Einstein, H. Minkowski, and H. Weyl. Page 107
“If we call the velocity of light at the origin of the co-ordinates
c_0, then the velocity of light at a place with gravitational
potential phi will be given by the relation,
c=c_0(1+phi/c^2) (3)”
Einstein here says, in no uncertain terms, that an observer under
acceleration experiences a speed of light that varies with
gravitational potential. I replaced phi by gx. Note that the speed of
light still doesn’t vary with the motion of the source, even in this
equation. The parameter c_0 is what in electtrodynamics would be
called the speed of light in a vacuum.
DSeppala <dsepp...(a)austin.rr.com>
Date: Sat, 8 May 2010 06:30:59 -0700 (PDT)
>So when Einstein states "... light is always propagated in
>empty space with a definite velocity c which is
> independent of the state of motion of the emitting body"
> he really means that it is not propagated at a definite
> velocity c?
Darwin123 09 May 2009
This isn’t an entire quote. You clipped a sentence that changes
the meaning of your quote. This is in addition to the slight change
the quoted sentence. As Androcles would say, “You clipping <bad
person>.”
>Or was something lost in the translation?
Original source of your quote:
“On the Electrodynamics of Moving Bodies,” by Albert Einstein in “The
Principle of Relativity,” by H.A. Lorentz, A. Einstein, H. Minkowski,
and H. Weyl. Pages 37-38
“…the same laws of electrodynamics and optics will be valid for all
frames of reference where the laws of mechanics hold good. We will
raise this conjecture … to the status of a postulate, and also
introduce another postulate,…, that light is always propagated in
empty space with a definite velocity c which is independent of the
motion of the emitting body.”
“…all frames of reference where the laws of of mechanics hold
good” means “inertial frames”. The laws of mechanics are those listed
by Isaac Newton in Principia. The traveling twin is in a frame where
at least two laws of mechanics (as listed by Principia) are wrong.
1) Although the centrifugal force is an action force, there is no
corresponding reaction force for the traveling twin.
2) The traveling twin experiences a gravitational field that does not
have a corresponding gravitational mass.
Therefore, the traveling twin is not in an inertial frame.
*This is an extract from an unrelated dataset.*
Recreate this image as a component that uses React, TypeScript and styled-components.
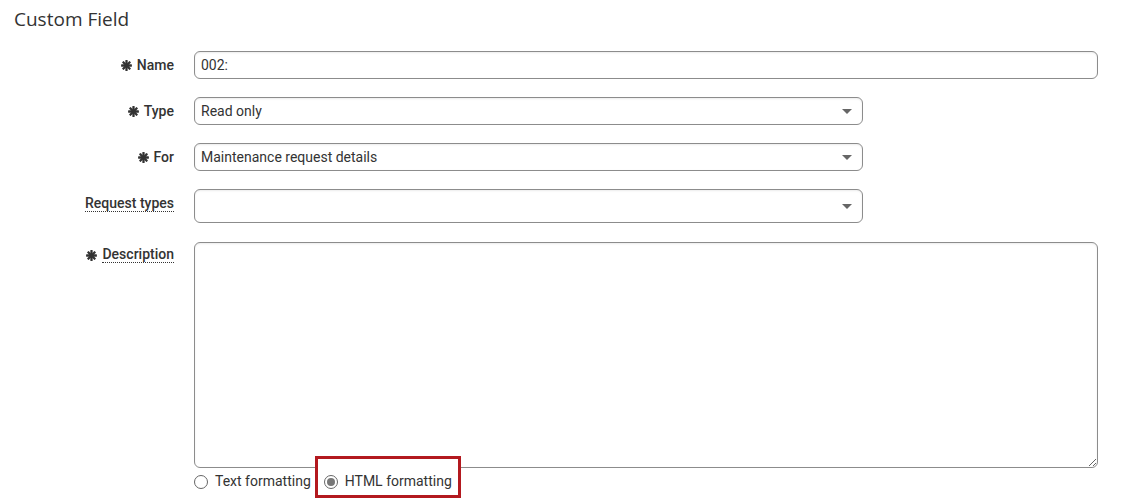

The
stationary twin is in an inertial frame.
This is the way physicists today understand the laws of
relativity. I will quote the postulates as understood by physicists
other than Einstein.
From “A Short Course in General Relativity,” by J. Foster and J.D.
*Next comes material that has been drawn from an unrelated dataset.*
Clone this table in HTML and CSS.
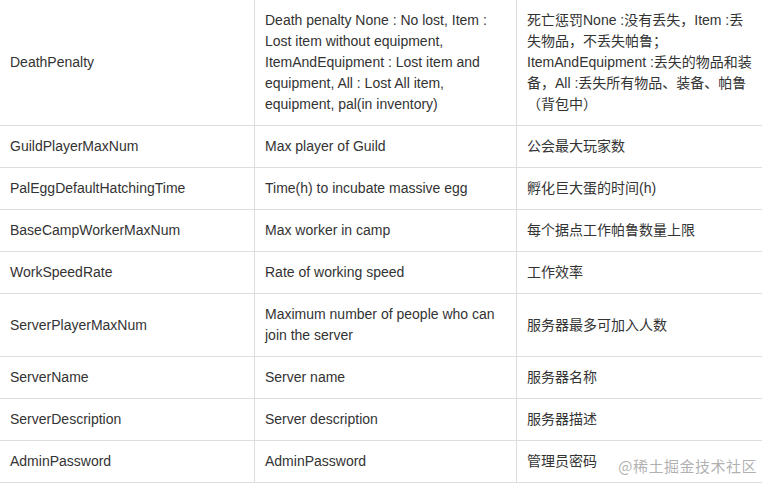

Nightgale. Appendix A: Special relativity review (page 190)
“The fundamental postulates are:
1. The speed of light c is the same in all inertial frames.
2. The laws of nature are the same in all inertial frames.”
Sorry, the traveling twin is not in an inertial frame.



From: Darwin123 on
On May 9, 9:46 am, DSeppala <dsepp...(a)austin.rr.com> wrote:
> On May 8, 11:38 pm, eric gisse <jowr.pi.nos...(a)gmail.com> wrote:
>
> > DSeppala wrote:
> Einstein does not say anything about doing the same
> observation without using light by simply using synchronized clocks at rest around the circle.
No, he didn't tell you to compare the same observation using
synchronized clocks at rest around the circle. However, he did tell
you to compare the same observation using synchronized clocks located
on the spin axis of the earth.
>I do agree with you that that is simply
> amazing.
> I was looking for a clearer explanation from Darwin.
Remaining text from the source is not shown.